Saturday, August 5, 2017

Gods and Men

So, the story of Daphne and Apollo. The problem begins when Apollo, embodiment of all things masculine, makes fun of Eros' ability as an archer. As revenge, Eros shoots Apollo with an arrow that causes uncontrollable love.1 Meanwhile, Eros shoots Daphne, daughter of the river-deity Peneus, with an arrow that kills any and all romantic attraction or feeling. She just wants to be left alone in the forest – don't we all? Why Daphne, though? Why does she – or anyone else at all – have to be involved in Eros' plot against Apollo?

Not taking no for an answer, Apollo chases after Daphne, making this one of the earliest stories in the West illustrating patriarchal denial of women's sexual consent. They run through the forest until Daphne tires and cries out to her father to save her, specifically, to take away her beauty which, she thinks, is what provoked Apollo's lust. Peneus hears her and transforms her into a laurel tree. But because Apollo's insatiable desire has nothing to do with Daphne's appearance – really has nothing to do with her at all, save that she's a woman – he still seizes her, wrapping his arms around the tree trunk. Ovid informs us that Apollo can feel Daphne's beating heart underneath the bark, so not only is she still sensible and aware, as a tree she is firmly rooted to the ground and can no longer get away from her rapist. The story ends as Apollo claims the laurel tree for his own and fashions laurel wreaths as his own personal symbol.

Three male gods, all demonstrating a complete lack of regard for the lone woman in their midst. Eros uses Daphne as part of his scheme to humiliate Apollo, with no thought for Daphne's well-being. Also, it is not entirely clear how this whole plot resulted in Apollo's humiliation. Apollo personifies entitled male privilege that sees women only as possessions to be seized and used however he wants. Peneus, who had been lamenting his daughter's unwillingness to provide him with either a son-in-law or grandchildren, in the act of “aiding” her instead actually removes his daughter's agency and essentially throws her into the arms of her rapist.

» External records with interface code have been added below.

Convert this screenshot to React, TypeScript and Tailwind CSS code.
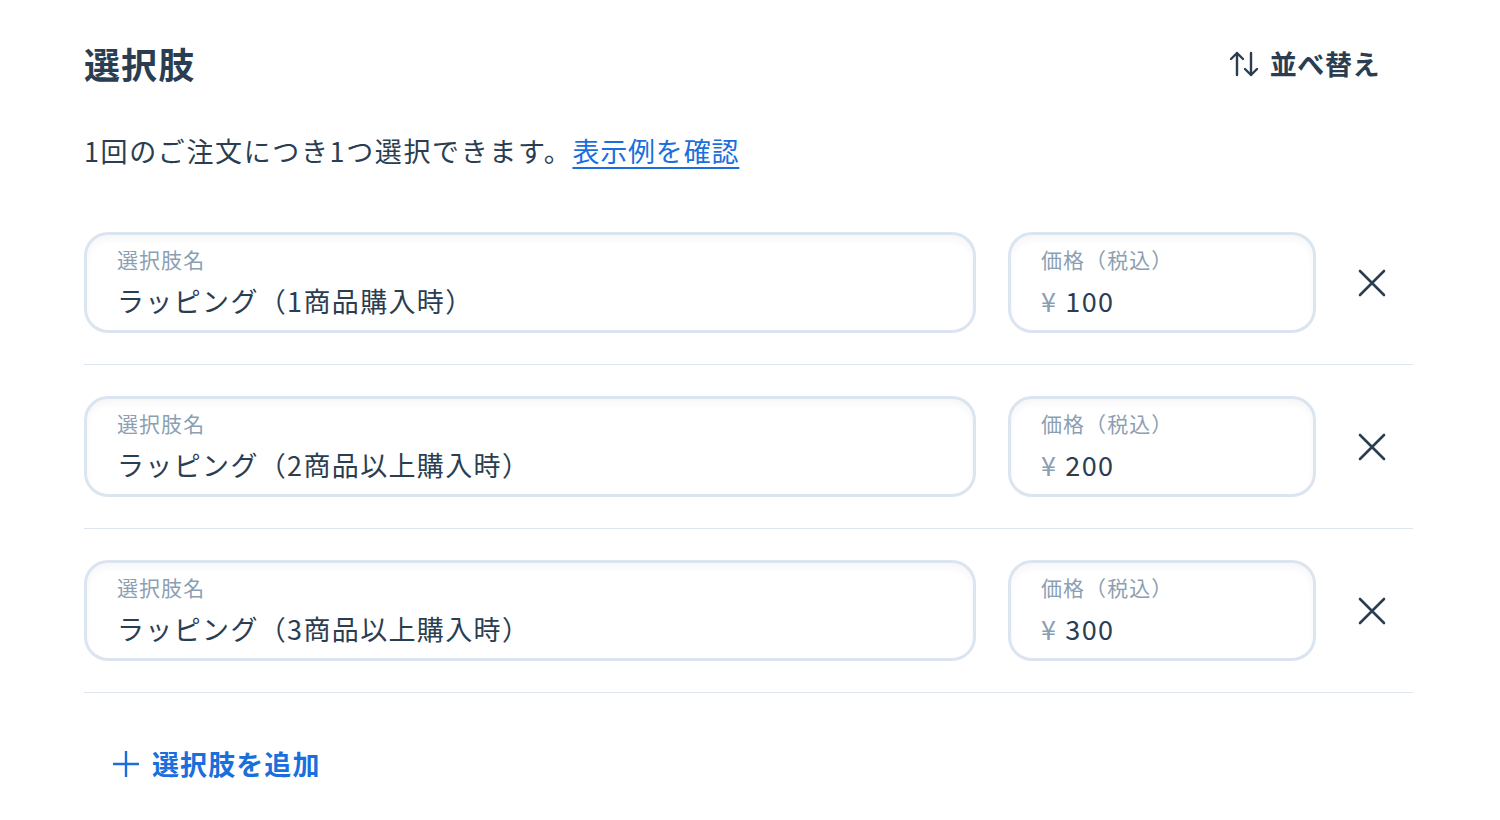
import { useState } from "react";

const initialOptions = [
  { id: 1, name: "ラッピング（1商品購入時）", price: "100" },
  { id: 2, name: "ラッピング（2商品以上購入時）", price: "200" },
  { id: 3, name: "ラッピング（3商品以上購入時）", price: "300" },
];

const SortIcon = () => (
  <svg width="30" height="26" viewBox="0 0 30 26" fill="none" stroke="currentColor" strokeWidth="2.4" strokeLinecap="round" strokeLinejoin="round">
    <path d="M8 24V2M2 8l6-6 6 6" />
    <path d="M22 2v22M16 18l6 6 6-6" />
  </svg>
);

const CloseIcon = () => (
  <svg width="28" height="28" viewBox="0 0 28 28" fill="none" stroke="currentColor" strokeWidth="2.6" strokeLinecap="round">
    <path d="M2 2l24 24M26 2L2 26" />
  </svg>
);

const PlusIcon = () => (
  <svg width="28" height="28" viewBox="0 0 28 28" fill="none" stroke="currentColor" strokeWidth="2.4">
    <path d="M14 1v26M1 14h26" />
  </svg>
);

const Field = ({ label, children, className }: { label: string; children: React.ReactNode; className: string }) => (
  <div
    className={`h-[101px] rounded-[24px] border-[3px] border-[#dbe5f0] bg-white pl-[30px] pt-[8px] shadow-[inset_0_5px_6px_rgba(40,60,90,0.04)] ${className}`}
  >
    <div className="text-[21px] leading-[32px] tracking-[0.05em] text-[#8c9fb2]">{label}</div>
    <div className="mt-[7px] text-[27px] leading-[38px] tracking-[0.05em] text-[#2b3e51]">{children}</div>
  </div>
);

export default function App() {
  const [options, setOptions] = useState(initialOptions);

  return (
    <div className="min-h-screen bg-white font-['Noto_Sans_CJK_JP','Noto_Sans',sans-serif] text-[#2b3e51]">
      <div className="pl-[84px] pr-[87px] pt-[38px]">
        <div className="flex items-center justify-between">
          <h2 className="text-[36px] font-bold leading-[48px] tracking-[0.03em]">選択肢</h2>
          <button className="mr-[33px] mt-[2px] flex items-center gap-[11px] text-[27px] font-bold leading-[48px] tracking-[0.02em]">
            <SortIcon />
            並べ替え
          </button>
        </div>

        <p className="mt-[43px] text-[27px] leading-[40px] tracking-[0.06em]">
          1回のご注文につき1つ選択できます。
          <a href="#" className="ml-0 tracking-[0.03em] text-[#1a6fdc] underline decoration-[2px] underline-offset-[5px]">
            表示例を確認
          </a>
        </p>

        <div className="mt-[30px]">
          {options.map((opt) => (
            <div key={opt.id} className="flex items-center border-b border-[#dde5ee] py-[31px]">
              <Field label="選択肢名" className="flex-1">
                {opt.name}
              </Field>
              <Field label="価格（税込）" className="ml-[32px] w-[308px]">
                <span className="mr-[8px] text-[#8c9fb2]">¥</span>
                {opt.price}
              </Field>
              <button
                className="ml-[42px] mr-[27px] text-[#2b3e51]"
                onClick={() => setOptions(options.filter((o) => o.id !== opt.id))}
              >
                <CloseIcon />
              </button>
            </div>
          ))}
        </div>

        <button className="ml-[28px] mt-[51px] flex h-[40px] items-center gap-[12px] text-[27px] font-bold tracking-[0.04em] text-[#1a6fdc]">
          <PlusIcon />
          選択肢を追加
        </button>
      </div>
    </div>
  );
}
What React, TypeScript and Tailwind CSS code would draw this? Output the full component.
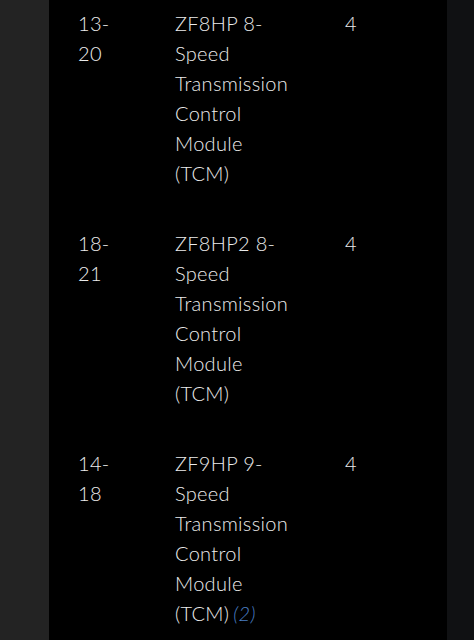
const rows = [
  { years: "13-20", part: "ZF8HP 8-Speed Transmission Control Module (TCM)", qty: "4" },
  { years: "18-21", part: "ZF8HP2 8-Speed Transmission Control Module (TCM)", qty: "4" },
  { years: "14-18", part: "ZF9HP 9-Speed Transmission Control Module (TCM)", qty: "4", note: "(2)" },
];

export default function App() {
  return (
    <div className="flex h-[640px] w-[474px] overflow-hidden bg-[#232323] font-['Lato',sans-serif]">
      <div className="w-[49px] shrink-0" />
      <div className="w-[398px] shrink-0 bg-black pt-[8px] text-[20px] font-light leading-[30px] tracking-[0.3px] text-[#ececec]">
        {rows.map((r) => (
          <div key={r.years} className="flex pb-[40px]">
            <div className="ml-[29px] w-[36px] shrink-0">{r.years}</div>
            <div className="ml-[61px] w-[121px] shrink-0">
              {r.part}
              {r.note && <span className="inline-block pl-[4px] italic text-[#4a7fc4]">{r.note}</span>}
            </div>
            <div className="ml-[49px]">{r.qty}</div>
          </div>
        ))}
      </div>
      <div className="flex-1 bg-[#101113]" />
    </div>
  );
}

Gods, it seems, in particular male gods, are reprehensible. Others have examined this before, of course, the patriarchal privilege and oppression of women found throughout the Greek mythic corpus, but it was not just the Greeks. Similar tales can be found in the Rig Veda, for instance. These myths did not cause misogyny so much as grant excuses for it, provide justifications for it, normalize it as part of the natural ways of the world. Interestingly, though, the Greeks themselves were uncomfortable with their own mythology. They eventually came to view their own gods as sociopathic. They knew the gods, as depicted by Homer, Hesiod, and the other poets, were vile, loathsome beings. However, these accounts by the poets, Homer and Hesiod especially, were myths, that is, scripture, so they could not simply abandon these tales. Their effort to rehabilitate the gods involved reading the old stories in a new light, reading them not as literal-if-mythic events but as allegories about the human condition and our place in the cosmos.

But does allegory actually provide a solution to the problem these myths raise? Allegorical reading, pleading that the story is actually saying something other than what it in fact is saying, is simply a poor attempt at having one's cake and eating it, too. If there were a lesson to be learned, a point to be made, an observation about humanity, the cosmos, and the divine, why not simply say it rather than couch it in an offensive and disturbing narrative? Another problem with insisting on an allegorical mode of interpretation is that it is all-too-easy for a reader to come to the wrong conclusions about the meaning of a text, because many different plausible arguments can be made about what the figures and events in a myth are meant to represent.

But theologically speaking, the greatest problem with allegorical approaches is they transform sacred texts into some sort of puzzle for the faithful, which makes of the gods a mystery. The gods themselves become unknowable, their motives unreadable, our relationship to them untenable. Any uncertainty in the compact between mortals and gods is dangerous, because any mistake on our part is easily fatal, or worse. For those who reflect on the consequences of allegorical interpretation, faith must become a minefield.



1 But is it really love? Or is this not the mythic beginning of the patriarchal – and misogynist – belief that men cannot control themselves sexually?